Но неточности стенограммы не меняют и не извиняют картины. С изумлением проглядел мир три пьесы подряд, три обширных дорогих спектакля, в которых крупные вожди безстрашной коммунистической партии, перевернувшей, перетревожившей весь мир, теперь выходили унылыми покорными козлами и блеяли всё, что было приказано, и блевали на себя, и раболепно унижали себя и свои убеждения, и признавались в преступлениях, которых никак не могли совершить.

Это не видано было в памятной истории. Это особенно поражало по контрасту после недавнего процесса Димитрова в Лейпциге: как лев рыкающий отвечал Димитров нацистским судьям, а тут его товарищи из той же самой несгибаемой когорты, перед которой трепетал весь мир, и самые крупные из них, кого называли «ленинской гвардией», – теперь выходили перед судом облитые собственной мочой.

И хотя с тех пор многое как будто разъяснено (особенно удачно – Артуром Кёстлером) – загадка всё так же расхоже обращается.
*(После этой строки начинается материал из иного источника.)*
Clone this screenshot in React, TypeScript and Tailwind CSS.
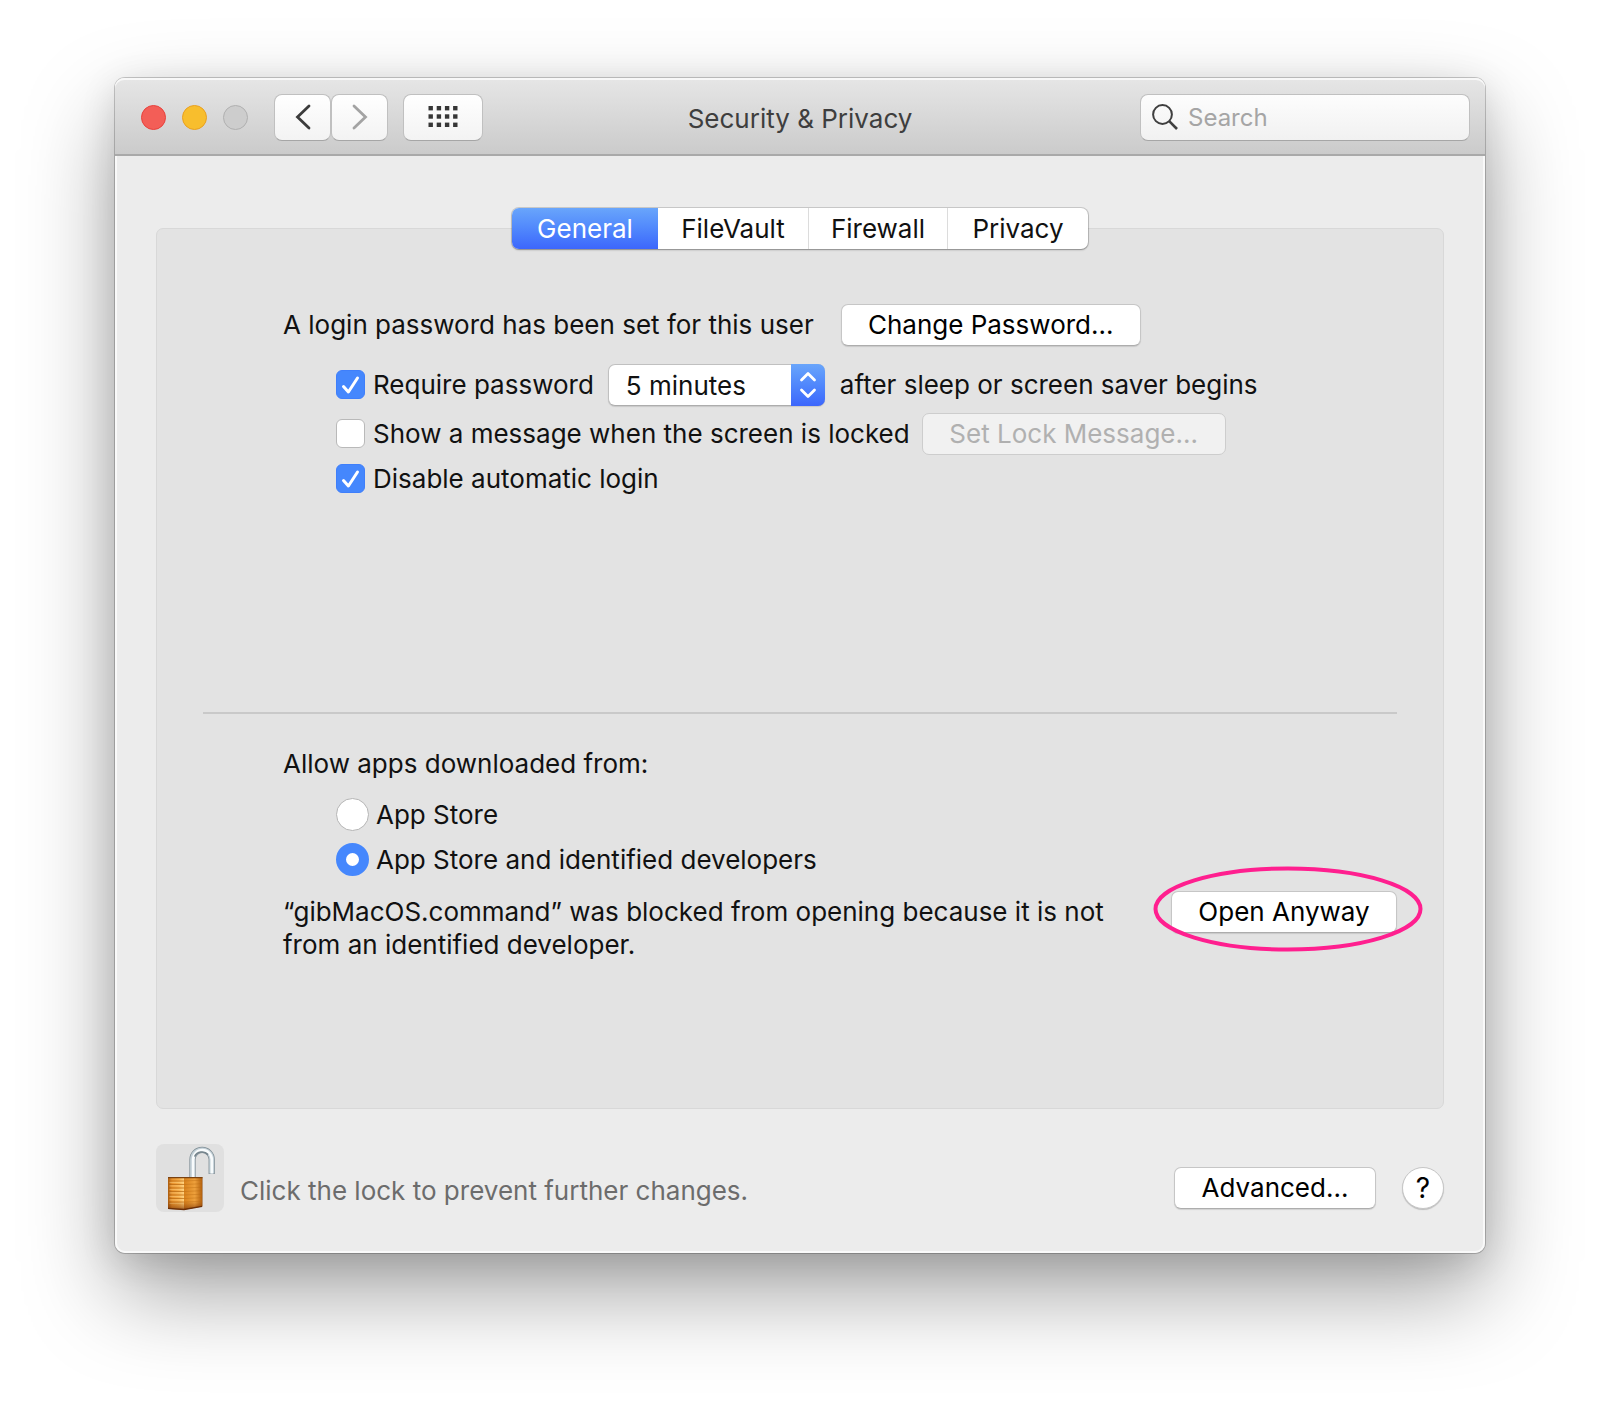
import { useState } from 'react';
import type { ReactNode } from 'react';
import clsx from 'clsx';

const TABS = ['General', 'FileVault', 'Firewall', 'Privacy'];

const TAB_WIDTHS: Record<string, string> = {
  General: 'w-[146px]',
  FileVault: 'w-[151px]',
  Firewall: 'w-[139px]',
  Privacy: 'w-[140px]',
};

const SOURCES = [
  { id: 'store', label: 'App Store' },
  { id: 'identified', label: 'App Store and identified developers' },
];

interface PushButtonProps {
  children: ReactNode;
  className?: string;
  disabled?: boolean;
}

function PushButton({ children, className, disabled }: PushButtonProps) {
  return (
    <button
      type="button"
      disabled={disabled}
      className={clsx(
        'h-[42px] shrink-0 rounded-[7px] border text-[26px] leading-8 whitespace-nowrap',
        disabled
          ? 'border-[#cdcdcd] bg-[#f1f1f1] text-[#b0b0b0]'
          : 'border-[#c6c6c6] border-b-[#adadad] bg-white text-black shadow-[0_1px_1px_rgba(0,0,0,0.12)]',
        className
      )}
    >
      {children}
    </button>
  );
}

interface CheckboxProps {
  id: string;
  label: string;
  defaultChecked?: boolean;
}

function Checkbox({ id, label, defaultChecked }: CheckboxProps) {
  return (
    <div className="flex items-center gap-2 pb-0.5">
      <span className="grid size-[29px] shrink-0">
        <input
          id={id}
          type="checkbox"
          defaultChecked={defaultChecked}
          className="peer col-start-1 row-start-1 size-[29px] appearance-none rounded-[6px] border border-[#b9b9b9] bg-white checked:border-[#3f7ffb] checked:bg-[#4587fd]"
        />
        <svg
          viewBox="0 0 29 29"
          className="pointer-events-none invisible col-start-1 row-start-1 size-[29px] peer-checked:visible"
          fill="none"
          stroke="white"
          strokeWidth="3"
          strokeLinecap="round"
          strokeLinejoin="round"
        >
          <path d="M7.5 16.5 L12.4 22 L21.5 8" />
        </svg>
      </span>
      <label htmlFor={id} className="whitespace-nowrap">
        {label}
      </label>
    </div>
  );
}

function TitleBar() {
  const toolButton =
    'flex h-[47px] items-center justify-center rounded-[8px] border border-[#c0c0c0] border-b-[#a6a6a6] bg-linear-to-b from-white to-[#f3f3f3]';

  return (
    <header className="grid h-[78px] grid-cols-[1fr_auto_1fr] items-center rounded-t-[9px] border-b-2 border-[#a9a9a9] bg-linear-to-b from-[#e6e6e6] to-[#cbcbcb] pt-0.5 shadow-[inset_0_2px_0_#f8f8f8]">
      <div className="flex items-center pl-[26px]">
        <div className="flex gap-4">
          <button type="button" aria-label="Close" className="size-[25px] rounded-full border border-[#e8413c] bg-[#f35e57]" />
          <button type="button" aria-label="Minimize" className="size-[25px] rounded-full border border-[#e9a01f] bg-[#f8be2d]" />
          <button type="button" aria-label="Zoom" disabled className="size-[25px] rounded-full border border-[#b0b0b0] bg-[#cdcdcd]" />
        </div>

        <button type="button" aria-label="Back" className={clsx(toolButton, 'ml-[26px] w-[57px]')}>
          <svg viewBox="0 0 16 26" className="h-[26px] w-4" fill="none" stroke="#3c3c3c" strokeWidth="2.8" strokeLinecap="round">
            <path d="M14 2 L2.5 13 L14 24" />
          </svg>
        </button>
        <button type="button" aria-label="Forward" disabled className={clsx(toolButton, 'w-[57px]')}>
          <svg viewBox="0 0 16 26" className="h-[26px] w-4" fill="none" stroke="#a3a3a3" strokeWidth="2.8" strokeLinecap="round">
            <path d="M2 2 L13.5 13 L2 24" />
          </svg>
        </button>
        <button type="button" aria-label="Show All" className={clsx(toolButton, 'ml-[15px] w-[80px]')}>
          <svg viewBox="0 0 30 22" className="h-[22px] w-[30px]" fill="#363636">
            {[0, 8.3, 16.6].map((y) =>
              [0.5, 8.7, 16.9, 25.1].map((x) => <rect key={`${x}-${y}`} x={x} y={y} width="4.4" height="4.4" />)
            )}
          </svg>
        </button>
      </div>

      <h1 className="pt-0.5 text-[26px] text-[#3e3e3e]">Security &amp; Privacy</h1>

      <div className="justify-self-end pr-[15px]">
        <div className="flex h-[47px] w-[330px] items-center gap-[10px] rounded-[8px] border border-[#c0c0c0] border-b-[#a6a6a6] bg-linear-to-b from-[#fdfdfd] to-[#f1f1f1] px-[11px]">
          <svg viewBox="0 0 26 26" className="size-[26px] shrink-0" fill="none" stroke="#3f3f3f" strokeWidth="2">
            <circle cx="10.5" cy="10.5" r="9.4" />
            <path d="M17.2 17.2 L25 25" strokeWidth="2.6" />
          </svg>
          <input
            type="search"
            aria-label="Search"
            placeholder="Search"
            className="min-w-0 flex-1 bg-transparent text-[24px] text-[#3e3e3e] outline-none placeholder:text-[#a5a5a5]"
          />
        </div>
      </div>
    </header>
  );
}

function LockIcon() {
  return (
    <svg viewBox="0 0 68 68" className="size-[68px]">
      <defs>
        <linearGradient id="brassLeft" x1="0" x2="1">
          <stop offset="0" stopColor="#a85a10" />
          <stop offset="0.25" stopColor="#e8922c" />
          <stop offset="0.7" stopColor="#f6ad48" />
          <stop offset="1" stopColor="#ffd07c" />
        </linearGradient>
        <linearGradient id="brassRight" x1="0" x2="1">
          <stop offset="0" stopColor="#d9821c" />
          <stop offset="0.6" stopColor="#eda03c" />
          <stop offset="1" stopColor="#b5620e" />
        </linearGradient>
        <linearGradient id="brassShade" x1="0" x2="0" y1="0" y2="1">
          <stop offset="0.75" stopColor="#7a3506" stopOpacity="0" />
          <stop offset="1" stopColor="#7a3506" stopOpacity="0.65" />
        </linearGradient>
      </defs>
      {/* shackle */}
      <path d="M36.5 34 V15.5 A9.6 9.6 0 0 1 55.7 15.5 V30" fill="none" stroke="#7d8b93" strokeWidth="6.2" />
      <path d="M36.5 34 V15.5 A9.6 9.6 0 0 1 55.7 15.5 V29.4" fill="none" stroke="#c3d0d7" strokeWidth="4.8" />
      <path d="M37.1 33 V15.5 A9.3 9.3 0 0 1 55.8 15.5 V29.4" fill="none" stroke="#f8fbfc" strokeWidth="2.6" />
      <path d="M38.6 12.6 A8.2 8.2 0 0 1 52 10.6" fill="none" stroke="#74838b" strokeWidth="1.6" />
      {/* body */}
      <path d="M12 33 H46.5 V62.5 L28 65.8 L12 65 Z" fill="#8f4a0c" />
      <path d="M12 33.8 H28 V65.2 L12 64.2 Z" fill="url(#brassLeft)" />
      <path d="M28 33.8 H46 V62.2 L28 65.2 Z" fill="url(#brassRight)" />
      {[37, 40.5, 44, 47.5, 51, 54.5, 58].map((y) => (
        <g key={y} fill="none" strokeWidth="0.9">
          <path d={`M12 ${y} H28`} stroke="#b3640f" strokeOpacity="0.75" />
          <path d={`M28 ${y} L46 ${y - 0.8}`} stroke="#b3640f" strokeOpacity="0.4" />
          <path d={`M13.5 ${y + 1.4} H28`} stroke="#ffd88c" strokeOpacity="0.55" />
        </g>
      ))}
      <path d="M12 33.8 H46 V62.2 L28 65.2 L12 64.2 Z" fill="url(#brassShade)" />
      <path d="M12 33.6 H46.4" stroke="#7b4210" strokeWidth="1.3" />
      <path d="M12 64.4 L28 65.5 L46 62.3" fill="none" stroke="#6a2f08" strokeWidth="1.3" />
    </svg>
  );
}

export default function App() {
  const [tab, setTab] = useState('General');
  const [source, setSource] = useState('identified');

  return (
    <div className="bg-white px-[115px] pt-[78px] pb-[152px] font-[Inter,'Liberation_Sans',sans-serif] text-[26px] leading-[33px] text-[#111]">
      <main className="rounded-[10px] bg-[#ececec] shadow-[inset_0_0_0_2px_#f9f9f9,0_0_0_1px_rgba(0,0,0,0.2),0_40px_90px_rgba(0,0,0,0.36),0_8px_36px_rgba(0,0,0,0.12)]">
        <TitleBar />

        <div className="px-[41px] pt-[52px] pb-[41px]">
          {/* Tabs sit on the top edge of the panel */}
          <div className="relative z-10 -mb-[21px] flex justify-center">
            <div role="tablist" className="flex h-[41px] rounded-[7px] bg-white shadow-[0_0_0_1px_rgba(0,0,0,0.14),0_1px_2px_rgba(0,0,0,0.3)]">
              {TABS.map((name) => (
                <button
                  key={name}
                  type="button"
                  role="tab"
                  aria-selected={tab === name}
                  onClick={() => setTab(name)}
                  className={clsx(
                    'first:rounded-l-[7px] last:rounded-r-[7px]',
                    TAB_WIDTHS[name],
                    tab === name
                      ? 'bg-linear-to-b from-[#69a5fb] to-[#3d66fc] text-white'
                      : 'border-r border-[#dcdcdc] last:border-r-0'
                  )}
                >
                  {name}
                </button>
              ))}
            </div>
          </div>

          <section className="rounded-[7px] border border-[#d8d8d8] bg-[#e3e3e3] px-[46px] pt-[75px] pb-[147px]">
            <div className="pl-20">
              <div className="flex items-center gap-[27px]">
                <p className="pb-0.5 whitespace-nowrap">A login password has been set for this user</p>
                <PushButton className="w-[300px]">Change Password...</PushButton>
              </div>

              <div className="pl-[53px]">
                <div className="mt-[18px] flex items-center">
                  <Checkbox id="require-password" label="Require password" defaultChecked />
                  <span className="relative ml-[14px]">
                    <select
                      aria-label="Password delay"
                      defaultValue="5 minutes"
                      className="h-[42px] w-[217px] appearance-none rounded-[7px] border border-[#c0c0c0] border-b-[#adadad] bg-white pl-[17px] shadow-[0_1px_1px_rgba(0,0,0,0.12)]"
                    >
                      <option>immediately</option>
                      <option>5 seconds</option>
                      <option>1 minute</option>
                      <option>5 minutes</option>
                      <option>15 minutes</option>
                      <option>1 hour</option>
                    </select>
                    <span className="pointer-events-none absolute inset-y-0 right-0 flex w-[34px] items-center justify-center rounded-r-[7px] bg-linear-to-b from-[#69a5fb] to-[#3d66fc]">
                      <svg viewBox="0 0 18 28" className="h-7 w-[18px]" fill="none" stroke="white" strokeWidth="2.8" strokeLinecap="round" strokeLinejoin="round">
                        <path d="M2.5 9 L9 2.5 L15.5 9 M2.5 19 L9 25.5 L15.5 19" />
                      </svg>
                    </span>
                  </span>
                  <span className="ml-[15px] pb-0.5 whitespace-nowrap">after sleep or screen saver begins</span>
                </div>

                <div className="mt-[7px] flex items-center gap-3">
                  <Checkbox id="lock-message" label="Show a message when the screen is locked" />
                  <PushButton className="w-[304px]" disabled>
                    Set Lock Message...
                  </PushButton>
                </div>

                <div className="mt-[7px]">
                  <Checkbox id="disable-login" label="Disable automatic login" defaultChecked />
                </div>
              </div>
            </div>

            <hr className="mt-[215px] border-t-2 border-[#c9c9c9]" />

            <div className="pl-20">
              <fieldset className="pt-[33px]">
                <legend className="float-left w-full">Allow apps downloaded from:</legend>
                <div className="clear-both flex flex-col gap-3 pt-[18px] pl-[53px]">
                  {SOURCES.map(({ id, label }) => (
                    <div key={id} className="flex items-center gap-[7px]">
                      <input
                        id={id}
                        type="radio"
                        name="source"
                        checked={source === id}
                        onChange={() => setSource(id)}
                        className="size-[33px] shrink-0 appearance-none rounded-full border border-[#b5b5b5] bg-white checked:border-[10px] checked:border-[#4587fd]"
                      />
                      <label htmlFor={id}>{label}</label>
                    </div>
                  ))}
                </div>
              </fieldset>

              <div className="mt-[15px] flex items-start justify-between">
                <p className="pt-1">
                  “gibMacOS.command” was blocked from opening because it is not
                  <br />
                  from an identified developer.
                </p>
                <div className="relative">
                  <PushButton className="w-[226px]">Open Anyway</PushButton>
                  {/* Hand-drawn highlight around the button */}
                  <svg viewBox="0 0 270 86" className="pointer-events-none absolute -top-[25px] -left-[18px] h-[86px] w-[270px]">
                    <ellipse cx="135" cy="43" rx="132.5" ry="40.5" fill="none" stroke="#ff1f8f" strokeWidth="4" />
                  </svg>
                </div>
              </div>
            </div>
          </section>

          <footer className="mt-[35px] flex items-center">
            <button type="button" aria-label="Lock" className="size-[68px] rounded-[8px] bg-[#e0e0e0]">
              <LockIcon />
            </button>
            <p className="pt-6 pl-4 text-[#6c6c6c]">Click the lock to prevent further changes.</p>
            <div className="ml-auto flex items-center gap-[26px] pt-5">
              <PushButton className="w-[202px]">Advanced...</PushButton>
              <button
                type="button"
                aria-label="Help"
                className="size-[42px] rounded-full border border-[#c6c6c6] bg-white text-[28px] text-black shadow-[0_1px_1px_rgba(0,0,0,0.2)]"
              >
                ?
              </button>
            </div>
          </footer>
        </div>
      </main>
    </div>
  );
}
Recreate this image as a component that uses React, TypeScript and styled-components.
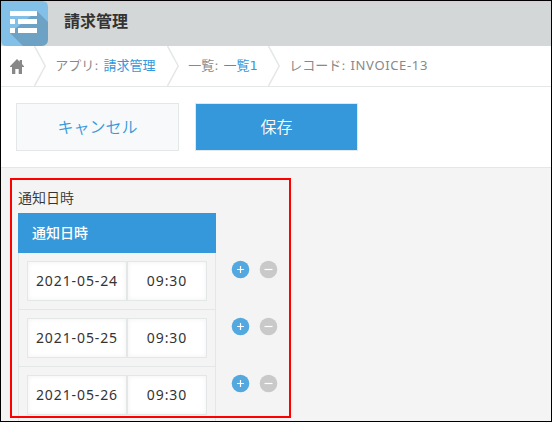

Писали о тибетском зелье, лишающем воли, о применении гипноза. Всего этого при объяснении никак не стоит отвергать: если средства такие были в руках НКВД, то непонятно, какие моральные нормы могли бы помешать прибегнуть к ним? Отчего же бы не ослабить и не затмить волю? А известно, что в 20-е годы крупные гипнотизёры покидали гастрольную деятельность и переходили служить в ГПУ. Достоверно известно, что в 30-е годы при НКВД существовала школа гипнотизёров. Жена Каменева получила свидание с мужем перед самым процессом и нашла его заторможенным, не самим собою. (Она успела об этом рассказать прежде, чем сама была арестована.)